■ TO DO: Transcribe the whole listing below without changing a word, but leave out every image.

======== SOURCE DATA ========

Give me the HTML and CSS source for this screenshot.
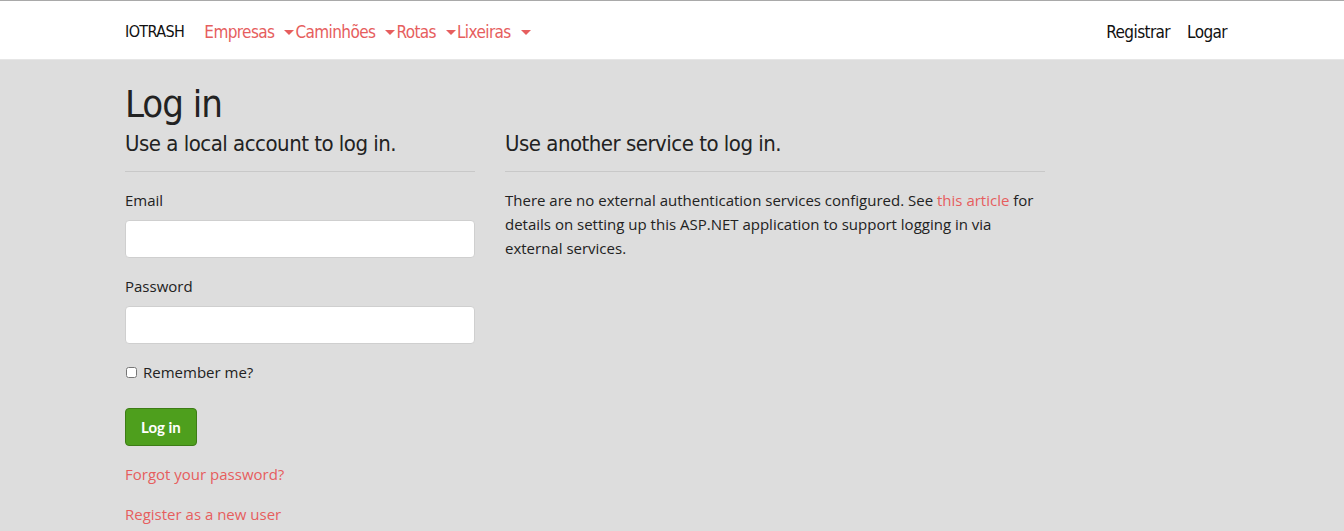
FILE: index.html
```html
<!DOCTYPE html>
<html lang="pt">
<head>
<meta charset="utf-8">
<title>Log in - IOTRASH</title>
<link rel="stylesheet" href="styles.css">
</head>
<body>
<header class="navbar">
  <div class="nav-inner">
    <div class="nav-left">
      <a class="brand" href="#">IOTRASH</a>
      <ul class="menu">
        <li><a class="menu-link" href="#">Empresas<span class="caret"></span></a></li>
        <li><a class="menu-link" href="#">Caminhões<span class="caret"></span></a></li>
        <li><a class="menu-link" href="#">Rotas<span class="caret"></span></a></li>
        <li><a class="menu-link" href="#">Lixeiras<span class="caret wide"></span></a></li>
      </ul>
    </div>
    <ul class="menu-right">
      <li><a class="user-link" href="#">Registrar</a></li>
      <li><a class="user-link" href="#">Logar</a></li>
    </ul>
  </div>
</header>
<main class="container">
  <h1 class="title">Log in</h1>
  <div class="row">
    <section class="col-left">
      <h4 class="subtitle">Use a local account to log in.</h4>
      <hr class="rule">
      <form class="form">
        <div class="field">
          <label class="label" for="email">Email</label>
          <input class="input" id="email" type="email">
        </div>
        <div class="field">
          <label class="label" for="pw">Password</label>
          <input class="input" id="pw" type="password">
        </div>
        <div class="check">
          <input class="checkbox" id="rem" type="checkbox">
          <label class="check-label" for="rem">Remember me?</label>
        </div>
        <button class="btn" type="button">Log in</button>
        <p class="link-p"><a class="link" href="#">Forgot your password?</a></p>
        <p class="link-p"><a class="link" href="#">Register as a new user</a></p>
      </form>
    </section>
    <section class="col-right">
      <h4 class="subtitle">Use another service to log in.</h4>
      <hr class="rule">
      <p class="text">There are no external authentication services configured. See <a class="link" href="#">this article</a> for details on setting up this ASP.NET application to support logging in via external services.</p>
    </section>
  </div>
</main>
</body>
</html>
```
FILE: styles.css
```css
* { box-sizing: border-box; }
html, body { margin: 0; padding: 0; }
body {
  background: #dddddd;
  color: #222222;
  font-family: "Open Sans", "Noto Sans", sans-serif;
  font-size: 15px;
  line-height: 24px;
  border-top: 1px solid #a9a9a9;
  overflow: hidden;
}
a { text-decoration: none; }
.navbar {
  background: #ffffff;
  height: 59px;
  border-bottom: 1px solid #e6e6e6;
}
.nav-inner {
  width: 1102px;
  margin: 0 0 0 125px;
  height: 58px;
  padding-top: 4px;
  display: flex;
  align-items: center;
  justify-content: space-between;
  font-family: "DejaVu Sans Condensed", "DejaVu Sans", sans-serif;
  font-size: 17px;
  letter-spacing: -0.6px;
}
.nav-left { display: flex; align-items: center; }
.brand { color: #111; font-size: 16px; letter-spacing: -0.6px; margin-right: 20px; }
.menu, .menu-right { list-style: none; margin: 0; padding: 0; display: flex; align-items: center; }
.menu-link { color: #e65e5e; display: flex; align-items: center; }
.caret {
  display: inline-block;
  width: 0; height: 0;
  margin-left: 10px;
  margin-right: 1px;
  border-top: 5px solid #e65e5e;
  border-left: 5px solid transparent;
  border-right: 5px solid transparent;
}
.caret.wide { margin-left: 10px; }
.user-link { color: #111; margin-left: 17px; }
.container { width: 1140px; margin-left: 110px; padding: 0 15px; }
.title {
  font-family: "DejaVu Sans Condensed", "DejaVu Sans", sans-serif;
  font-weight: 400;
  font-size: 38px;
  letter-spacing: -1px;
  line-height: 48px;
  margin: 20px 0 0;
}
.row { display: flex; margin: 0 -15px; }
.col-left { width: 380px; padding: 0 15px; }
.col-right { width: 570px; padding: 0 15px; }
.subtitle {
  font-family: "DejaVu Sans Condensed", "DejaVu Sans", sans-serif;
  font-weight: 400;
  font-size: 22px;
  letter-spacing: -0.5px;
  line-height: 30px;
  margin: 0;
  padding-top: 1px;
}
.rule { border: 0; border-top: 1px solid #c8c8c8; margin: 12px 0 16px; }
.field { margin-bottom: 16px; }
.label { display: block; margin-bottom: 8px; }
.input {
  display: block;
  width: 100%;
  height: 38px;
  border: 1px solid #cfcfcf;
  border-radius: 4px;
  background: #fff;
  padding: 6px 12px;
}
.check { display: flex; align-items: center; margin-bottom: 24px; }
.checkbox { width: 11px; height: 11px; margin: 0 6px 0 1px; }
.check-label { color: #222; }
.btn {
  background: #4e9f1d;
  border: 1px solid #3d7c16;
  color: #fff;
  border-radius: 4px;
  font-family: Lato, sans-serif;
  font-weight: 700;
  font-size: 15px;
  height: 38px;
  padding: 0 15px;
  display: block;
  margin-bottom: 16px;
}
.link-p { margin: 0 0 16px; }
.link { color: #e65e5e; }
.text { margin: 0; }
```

========

■ THE RESPONSE:
Give me the HTML and CSS source for this screenshot.
FILE: index.html
```html
<!DOCTYPE html>
<html lang="pt">
<head>
<meta charset="utf-8">
<title>Log in - IOTRASH</title>
<link rel="stylesheet" href="styles.css">
</head>
<body>
<header class="navbar">
  <div class="nav-inner">
    <div class="nav-left">
      <a class="brand" href="#">IOTRASH</a>
      <ul class="menu">
        <li><a class="menu-link" href="#">Empresas<span class="caret"></span></a></li>
        <li><a class="menu-link" href="#">Caminhões<span class="caret"></span></a></li>
        <li><a class="menu-link" href="#">Rotas<span class="caret"></span></a></li>
        <li><a class="menu-link" href="#">Lixeiras<span class="caret wide"></span></a></li>
      </ul>
    </div>
    <ul class="menu-right">
      <li><a class="user-link" href="#">Registrar</a></li>
      <li><a class="user-link" href="#">Logar</a></li>
    </ul>
  </div>
</header>
<main class="container">
  <h1 class="title">Log in</h1>
  <div class="row">
    <section class="col-left">
      <h4 class="subtitle">Use a local account to log in.</h4>
      <hr class="rule">
      <form class="form">
        <div class="field">
          <label class="label" for="email">Email</label>
          <input class="input" id="email" type="email">
        </div>
        <div class="field">
          <label class="label" for="pw">Password</label>
          <input class="input" id="pw" type="password">
        </div>
        <div class="check">
          <input class="checkbox" id="rem" type="checkbox">
          <label class="check-label" for="rem">Remember me?</label>
        </div>
        <button class="btn" type="button">Log in</button>
        <p class="link-p"><a class="link" href="#">Forgot your password?</a></p>
        <p class="link-p"><a class="link" href="#">Register as a new user</a></p>
      </form>
    </section>
    <section class="col-right">
      <h4 class="subtitle">Use another service to log in.</h4>
      <hr class="rule">
      <p class="text">There are no external authentication services configured. See <a class="link" href="#">this article</a> for details on setting up this ASP.NET application to support logging in via external services.</p>
    </section>
  </div>
</main>
</body>
</html>
```
FILE: styles.css
```css
* { box-sizing: border-box; }
html, body { margin: 0; padding: 0; }
body {
  background: #dddddd;
  color: #222222;
  font-family: "Open Sans", "Noto Sans", sans-serif;
  font-size: 15px;
  line-height: 24px;
  border-top: 1px solid #a9a9a9;
  overflow: hidden;
}
a { text-decoration: none; }
.navbar {
  background: #ffffff;
  height: 59px;
  border-bottom: 1px solid #e6e6e6;
}
.nav-inner {
  width: 1102px;
  margin: 0 0 0 125px;
  height: 58px;
  padding-top: 4px;
  display: flex;
  align-items: center;
  justify-content: space-between;
  font-family: "DejaVu Sans Condensed", "DejaVu Sans", sans-serif;
  font-size: 17px;
  letter-spacing: -0.6px;
}
.nav-left { display: flex; align-items: center; }
.brand { color: #111; font-size: 16px; letter-spacing: -0.6px; margin-right: 20px; }
.menu, .menu-right { list-style: none; margin: 0; padding: 0; display: flex; align-items: center; }
.menu-link { color: #e65e5e; display: flex; align-items: center; }
.caret {
  display: inline-block;
  width: 0; height: 0;
  margin-left: 10px;
  margin-right: 1px;
  border-top: 5px solid #e65e5e;
  border-left: 5px solid transparent;
  border-right: 5px solid transparent;
}
.caret.wide { margin-left: 10px; }
.user-link { color: #111; margin-left: 17px; }
.container { width: 1140px; margin-left: 110px; padding: 0 15px; }
.title {
  font-family: "DejaVu Sans Condensed", "DejaVu Sans", sans-serif;
  font-weight: 400;
  font-size: 38px;
  letter-spacing: -1px;
  line-height: 48px;
  margin: 20px 0 0;
}
.row { display: flex; margin: 0 -15px; }
.col-left { width: 380px; padding: 0 15px; }
.col-right { width: 570px; padding: 0 15px; }
.subtitle {
  font-family: "DejaVu Sans Condensed", "DejaVu Sans", sans-serif;
  font-weight: 400;
  font-size: 22px;
  letter-spacing: -0.5px;
  line-height: 30px;
  margin: 0;
  padding-top: 1px;
}
.rule { border: 0; border-top: 1px solid #c8c8c8; margin: 12px 0 16px; }
.field { margin-bottom: 16px; }
.label { display: block; margin-bottom: 8px; }
.input {
  display: block;
  width: 100%;
  height: 38px;
  border: 1px solid #cfcfcf;
  border-radius: 4px;
  background: #fff;
  padding: 6px 12px;
}
.check { display: flex; align-items: center; margin-bottom: 24px; }
.checkbox { width: 11px; height: 11px; margin: 0 6px 0 1px; }
.check-label { color: #222; }
.btn {
  background: #4e9f1d;
  border: 1px solid #3d7c16;
  color: #fff;
  border-radius: 4px;
  font-family: Lato, sans-serif;
  font-weight: 700;
  font-size: 15px;
  height: 38px;
  padding: 0 15px;
  display: block;
  margin-bottom: 16px;
}
.link-p { margin: 0 0 16px; }
.link { color: #e65e5e; }
.text { margin: 0; }
```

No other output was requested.